Europe’s oldest remains of modern human were discovered in the “Cave with Bones” in present day Romania and are estimated to be 42,000 years old. However the first written history of the country was about the Getae tribes and dates back in 440 BCE. The Dacians, believed to be part of the Getae, made its greatest expansion during the reign of King Burebista in 82 BC. When the Romans left Dacia, the region was attacked by the Goths, then by the Huns.

During the late Middle Ages, Moldova and Wallachia were under the suzerainty of the Ottoman Empire while Transylvania was occupied by the Austrian-Hungarians. The Romanian inhabitants, especially in Transylvania, faced several suppressions and were often not even considered to be citizens (as it was the case with the city of Brasov where they not allowed to live within the city walls).

In 1600, Michael the Brave united for the first time the three principalities under one flag, but one year later he was assassinated by the Hungarians and the unification dissolved. 1699 Transylvania became a possession of the expanding Austrian Empire, which acquired also a large part of Wallachia in 1718 and returned it in 1739. Shortly afterwards (1775), northern Moldova was also occupied, while the rest of the province fell 1812 under the Russian influence.
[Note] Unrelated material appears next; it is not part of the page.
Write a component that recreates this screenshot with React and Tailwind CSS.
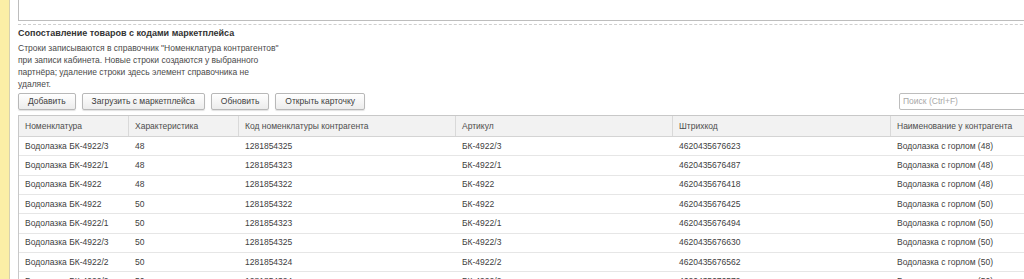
import React from 'react';

const columns = [
  { title: 'Номенклатура', width: 'w-[110px]' },
  { title: 'Характеристика', width: 'w-[110px]' },
  { title: 'Код номенклатуры контрагента', width: 'w-[217px]' },
  { title: 'Артикул', width: 'w-[217px]' },
  { title: 'Штрихкод', width: 'w-[218px]' },
  { title: 'Наименование у контрагента', width: 'w-[240px]' },
];

const rows = [
  ['Водолазка БК-4922/3', '48', '1281854325', 'БК-4922/3', '4620435676623', 'Водолазка с горлом (48)'],
  ['Водолазка БК-4922/1', '48', '1281854323', 'БК-4922/1', '4620435676487', 'Водолазка с горлом (48)'],
  ['Водолазка БК-4922', '48', '1281854322', 'БК-4922', '4620435676418', 'Водолазка с горлом (48)'],
  ['Водолазка БК-4922', '50', '1281854322', 'БК-4922', '4620435676425', 'Водолазка с горлом (50)'],
  ['Водолазка БК-4922/1', '50', '1281854323', 'БК-4922/1', '4620435676494', 'Водолазка с горлом (50)'],
  ['Водолазка БК-4922/3', '50', '1281854325', 'БК-4922/3', '4620435676630', 'Водолазка с горлом (50)'],
  ['Водолазка БК-4922/2', '50', '1281854324', 'БК-4922/2', '4620435676562', 'Водолазка с горлом (50)'],
  ['Водолазка БК-4922/2', '50', '1281854324', 'БК-4922/2', '4620435676579', 'Водолазка с горлом (50)'],
];

const buttons = ['Добавить', 'Загрузить с маркетплейса', 'Обновить', 'Открыть карточку'];

const ToolButton = ({ label }) => (
  <button
    type="button"
    className="h-[17px] px-[9px] rounded-[2px] border border-[#b8b8b8] bg-gradient-to-b from-white to-[#ececec] shadow-[0_1px_1px_rgba(0,0,0,0.12)] text-[#404040] leading-none"
  >
    {label}
  </button>
);

const App = () => {
  return (
    <div
      className="flex w-[1024px] h-[279px] overflow-hidden bg-white text-[8.5px] text-[#404040]"
      style={{ fontFamily: '"Liberation Sans", Arial, sans-serif' }}
    >
      <div className="w-[10px] shrink-0 bg-[#fbeea6] border-r border-[#d6d0b0]" />

      <div className="flex-1 min-w-0 pl-[8px]">
        {/* top text box, cut off */}
        <div className="w-[1100px] h-[21px] border border-t-0 border-[#bdbdbd] bg-white" />
        <div className="w-[1100px] mt-[3px] border-t border-dashed border-[#cfcfcf]" />

        <div className="mt-[2px] h-[13px] leading-[13px] text-[9px] font-bold text-[#333]">
          Сопоставление товаров с кодами маркетплейса
        </div>

        <div className="mt-[2px] leading-[12px] text-[#4a4a4a] whitespace-nowrap">
          <div>Строки записываются в справочник "Номенклатура контрагентов"</div>
          <div>при записи кабинета. Новые строки создаются у выбранного</div>
          <div>партнёра; удаление строки здесь элемент справочника не</div>
          <div>удаляет.</div>
        </div>

        <div className="mt-[3px] w-[1050px] flex items-center">
          <div className="flex gap-[6px]">
            {buttons.map((b) => (
              <ToolButton key={b} label={b} />
            ))}
          </div>
          <div className="ml-auto w-[169px] h-[17px] border border-[#bdbdbd] rounded-[2px] pl-[3px] flex items-center text-[#a8a8a8] bg-white">
            Поиск (Ctrl+F)
          </div>
        </div>

        <div className="mt-[5px] w-[1120px] border-l border-t border-[#c8c8c8]">
          <div className="flex h-[21px] bg-[#f2f2f2] border-b border-[#d4d4d4] text-[#4d4d4d]">
            {columns.map((c) => (
              <div
                key={c.title}
                className={`${c.width} shrink-0 px-[6px] flex items-center border-r border-[#d9d9d9]`}
              >
                {c.title}
              </div>
            ))}
          </div>
          {rows.map((r, i) => (
            <div key={i} className="flex h-[19.33px] border-b border-[#e6e6e6]">
              {r.map((cell, j) => (
                <div
                  key={j}
                  className={`${columns[j].width} shrink-0 px-[6px] flex items-center whitespace-nowrap`}
                >
                  {cell}
                </div>
              ))}
            </div>
          ))}
        </div>
      </div>
    </div>
  );
};

export default App;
The desire of forming an independent national state emerged also in the three Romanian historical provinces and led to several uprisings against the occupying powers, the most important one being the one of Tudor Vladimirescu in 1821. The revolution year of 1848 which started in France expanded very rapidly and reached also the three Romanian provinces. They failed to achieve their goal but opened the path of free election of Alexandru Ioan Cuza as ruler in both Wallachia and Moldova (with the support of the Great Powers) and the foundation of the first state of Romania . Though, because of internal struggles for power and the thread of the Ottoman Empire unhappy with the independence policy of this new state, a foreign prince was brought to rulership ower Romania.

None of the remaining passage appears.